Chapter 4: Ethics and Social Responsibility
Ethics is the set of moral principles or values that define right and wrong. Workplace deviance is behavior that violates organizational norms about right and wrong and harms the organization or its workers. There are four different types of workplace deviance. Production deviance and property deviance harm the company, whereas political deviance and personal aggression harm individuals within the company. Under the U.S. Sentencing Commission Guidelines, companies can be prosecuted and fined up to $300 million for employee’s illegal actions (fines are computed by multiplying the base fine by a culpability score). Three factors influence ethical decisions: the ethical intensity of the decision, the moral development of the manager, and the ethical principles used to solve the problem.
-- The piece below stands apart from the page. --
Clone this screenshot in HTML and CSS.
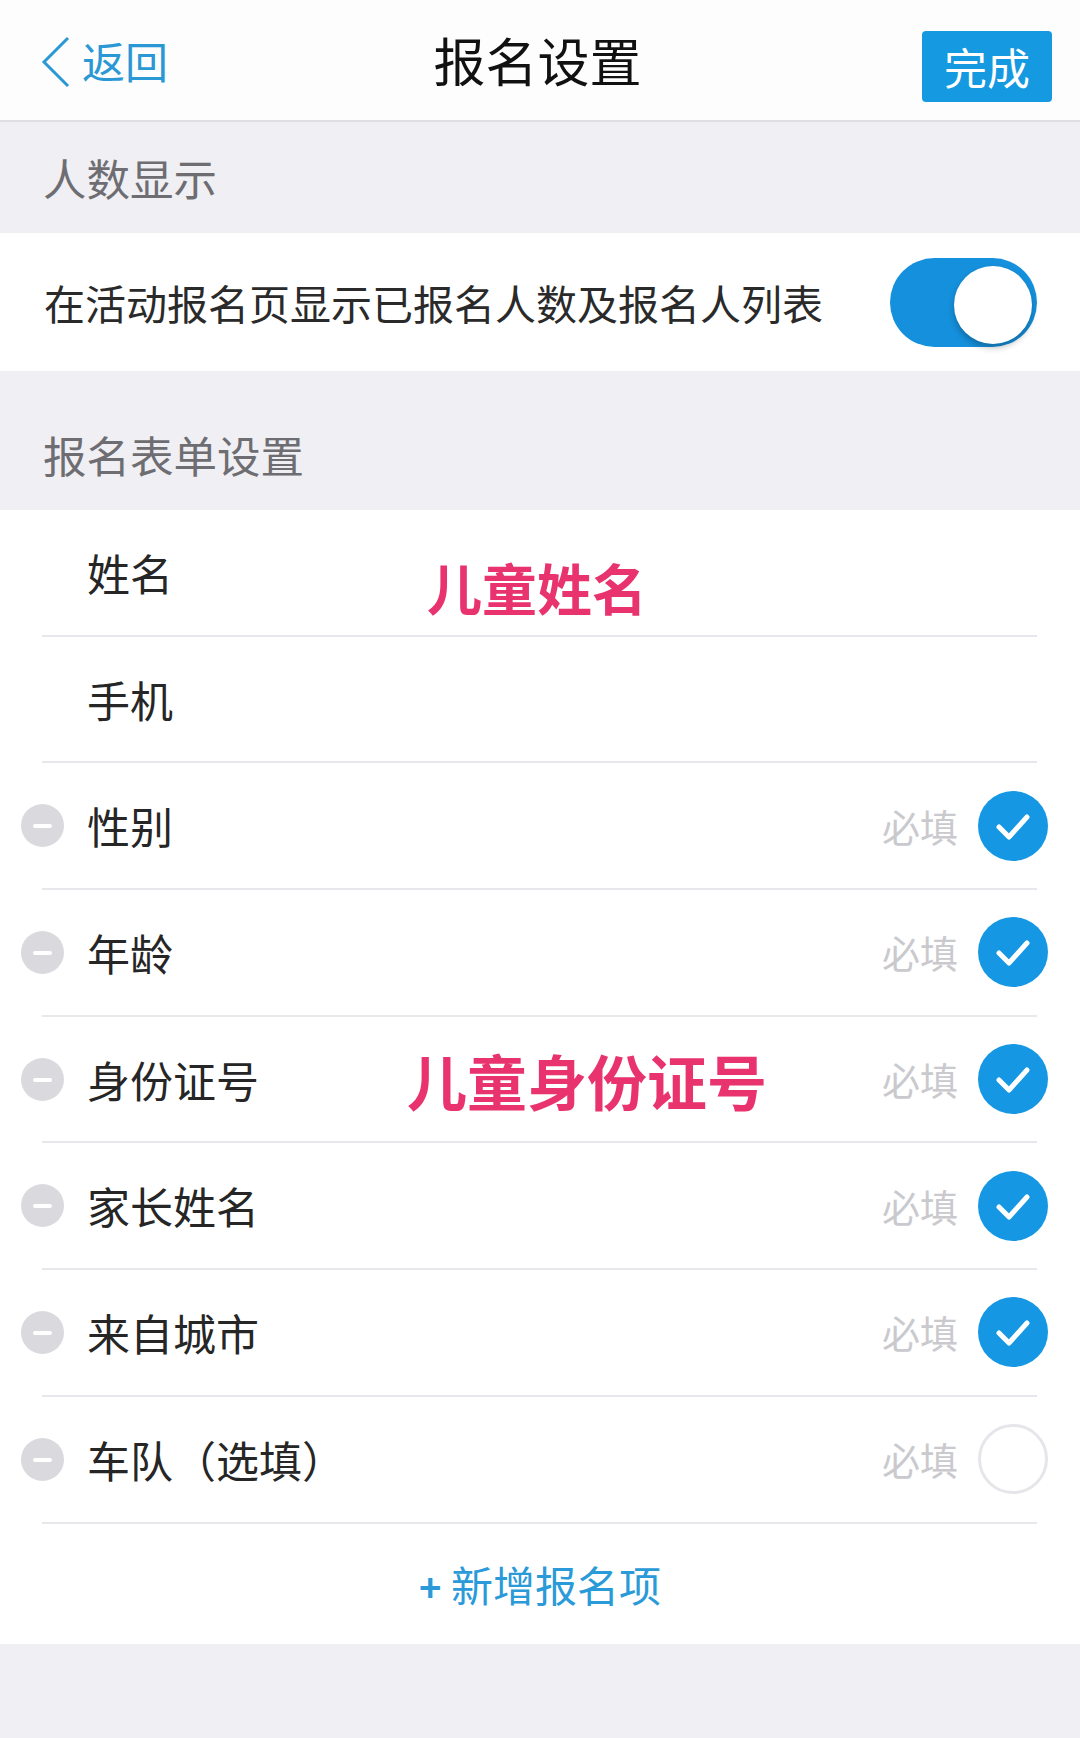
FILE: index.html
```html
<!DOCTYPE html>
<html lang="zh-CN">
<head>
    <meta charset="UTF-8">
    <meta name="viewport" content="width=device-width, initial-scale=1.0">
    <title>报名设置</title>
    <link rel="stylesheet" href="styles.css">
</head>
<body>
    <header class="nav">
        <a class="back" href="#">
            <svg class="back-icon" width="30" height="52" viewBox="0 0 30 52">
                <polyline points="27,2 3,26 27,50" fill="none" stroke="#2b98d6" stroke-width="3"/>
            </svg>
            <span>返回</span>
        </a>
        <h1 class="title">报名设置</h1>
        <div class="nav-right">
            <button class="done" type="button">完成</button>
        </div>
    </header>

    <div class="section-head">人数显示</div>
    <div class="toggle-row">
        <span class="toggle-text">在活动报名页显示已报名人数及报名人列表</span>
        <div class="switch on">
            <div class="knob"></div>
        </div>
    </div>

    <div class="section-head tall">报名表单设置</div>
    <ul class="form-list">
        <li class="field fixed">
            <span class="label">姓名</span>
            <span class="note note-name">儿童姓名</span>
        </li>
        <li class="field fixed">
            <span class="label">手机</span>
        </li>
        <li class="field">
            <span class="minus"></span>
            <span class="label">性别</span>
            <span class="req">必填</span>
            <span class="check on"><svg width="70" height="70" viewBox="0 0 70 70"><polyline points="21,36 31,46 49,26" fill="none" stroke="#fff" stroke-width="5" stroke-linecap="round" stroke-linejoin="round"/></svg></span>
        </li>
        <li class="field">
            <span class="minus"></span>
            <span class="label">年龄</span>
            <span class="req">必填</span>
            <span class="check on"><svg width="70" height="70" viewBox="0 0 70 70"><polyline points="21,36 31,46 49,26" fill="none" stroke="#fff" stroke-width="5" stroke-linecap="round" stroke-linejoin="round"/></svg></span>
        </li>
        <li class="field">
            <span class="minus"></span>
            <span class="label">身份证号</span>
            <span class="note note-id">儿童身份证号</span>
            <span class="req">必填</span>
            <span class="check on"><svg width="70" height="70" viewBox="0 0 70 70"><polyline points="21,36 31,46 49,26" fill="none" stroke="#fff" stroke-width="5" stroke-linecap="round" stroke-linejoin="round"/></svg></span>
        </li>
        <li class="field">
            <span class="minus"></span>
            <span class="label">家长姓名</span>
            <span class="req">必填</span>
            <span class="check on"><svg width="70" height="70" viewBox="0 0 70 70"><polyline points="21,36 31,46 49,26" fill="none" stroke="#fff" stroke-width="5" stroke-linecap="round" stroke-linejoin="round"/></svg></span>
        </li>
        <li class="field">
            <span class="minus"></span>
            <span class="label">来自城市</span>
            <span class="req">必填</span>
            <span class="check on"><svg width="70" height="70" viewBox="0 0 70 70"><polyline points="21,36 31,46 49,26" fill="none" stroke="#fff" stroke-width="5" stroke-linecap="round" stroke-linejoin="round"/></svg></span>
        </li>
        <li class="field">
            <span class="minus"></span>
            <span class="label">车队（选填）</span>
            <span class="req">必填</span>
            <span class="check"></span>
        </li>
    </ul>
    <div class="add-row">
        <a class="add" href="#"><span class="plus">+</span> 新增报名项</a>
    </div>
</body>
</html>
```

FILE: styles.css
```css
body {
    margin: 0;
    padding: 0;
    background-color: #efeff4;
    font-family: "Noto Sans CJK SC", "Noto Sans", sans-serif;
    color: #262626;
}
a {
    text-decoration: none;
}

/* top bar */
.nav {
    display: grid;
    grid-template-columns: 1fr auto 1fr;
    align-items: center;
    height: 120px;
    padding: 0 28px 0 41px;
    background: #fdfdfd;
    border-bottom: 2px solid #dfdfe3;
}
.back {
    display: flex;
    align-items: center;
    gap: 11px;
    color: #2b98d6;
    font-size: 43px;
    line-height: 1;
}
.back-icon {
    display: block;
    margin-top: 4px;
}
.title {
    margin: 0;
    padding-right: 18px;
    font-size: 52px;
    font-weight: 400;
    color: #111;
    line-height: 1;
}
.nav-right {
    display: flex;
    justify-content: flex-end;
    padding-top: 12px;
}
.done {
    width: 130px;
    height: 71px;
    border: none;
    border-radius: 4px;
    background: #1599e0;
    color: #fff;
    font-family: inherit;
    font-size: 43px;
    line-height: 1;
    padding: 0;
}

/* section headers */
.section-head {
    display: flex;
    align-items: center;
    height: 111px;
    padding-left: 43px;
    font-size: 43.5px;
    line-height: 50px;
    color: #6d6d72;
}
.section-head.tall {
    align-items: flex-start;
    height: 80px;
    padding-top: 59px;
}

/* toggle row */
.toggle-row {
    display: flex;
    align-items: center;
    justify-content: space-between;
    height: 138px;
    padding: 0 43px 0 44px;
    background: #fff;
}
.toggle-text {
    font-size: 41px;
    line-height: 1;
    color: #2a2a2a;
}
.switch {
    display: flex;
    align-items: center;
    justify-content: flex-end;
    box-sizing: border-box;
    width: 147px;
    height: 89px;
    padding: 0 5px;
    border-radius: 45px;
    background: #1590dc;
}
.knob {
    width: 78px;
    height: 78px;
    margin-top: 6px;
    border-radius: 50%;
    background: #fff;
    box-shadow: 0 4px 6px rgba(0, 0, 0, 0.25);
}

/* form field list */
.form-list {
    list-style: none;
    margin: 0;
    padding: 0 43px 0 42px;
    background: #fff;
}
.field {
    position: relative;
    display: flex;
    align-items: center;
    height: 124.7px;
    border-bottom: 2px solid #e8e8ec;
}
.field.fixed {
    padding-left: 45px;
}
.minus {
    position: relative;
    flex: none;
    width: 43px;
    height: 43px;
    margin-left: -21px;
    margin-right: 23px;
    border-radius: 50%;
    background: #dadade;
}
.minus::after {
    content: "";
    position: absolute;
    left: 12px;
    top: 20px;
    width: 19px;
    height: 4px;
    border-radius: 2px;
    background: #fff;
}
.label {
    font-size: 43px;
    line-height: 1;
    color: #262626;
}
.req {
    margin-left: auto;
    font-size: 38px;
    line-height: 1;
    color: #c9c9ce;
}
.check {
    flex: none;
    box-sizing: border-box;
    width: 70px;
    height: 70px;
    margin-left: 20px;
    margin-right: -11px;
    border-radius: 50%;
    border: 3px solid #e6e6ea;
    background: #fff;
}
.check.on {
    border: none;
    background: #1597e3;
}
.check svg {
    display: block;
}

/* pink annotations laid over the list */
.note {
    position: absolute;
    font-weight: 700;
    color: #e8336f;
    line-height: 1;
    text-shadow: 0 0 3px #fff;
}
.note-name {
    left: 385px;
    top: 49px;
    font-size: 55px;
}
.note-id {
    left: 365px;
    top: 33px;
    font-size: 60px;
}

/* add item */
.add-row {
    display: flex;
    justify-content: center;
    align-items: center;
    height: 120px;
    background: #fff;
}
.add {
    font-size: 42px;
    line-height: 1;
    color: #2a9ad8;
}
.plus {
    font-weight: 700;
    font-size: 38px;
}
```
Ethical intensity is high when decisions have large, certain, immediate consequences and when the decision maker is physically or psychologically close to those affected by the decision. There are three levels of moral development; at the preconventional level, decisions are made for selfish reasons. At the conventional level, decisions conform to social expectations. At the postconventional level, internalized principles are used to make ethical decisions. Each of these levels has two stages within it. Managers can use a number of different principles when making ethical decisions: long term self interest, personal virtue, religious injunctions, government requirements, utilitarian benefits, individual rights, and distributive justice.
Social responsibility is a business’s obligation to benefit society. According to the shareholder model, a company’s only social responsibility is to maximize shareholder wealth by maximizing company profits. According to the stakeholder model, companies must satisfy the needs and interests of multiple corporate stakeholders, not just shareholders.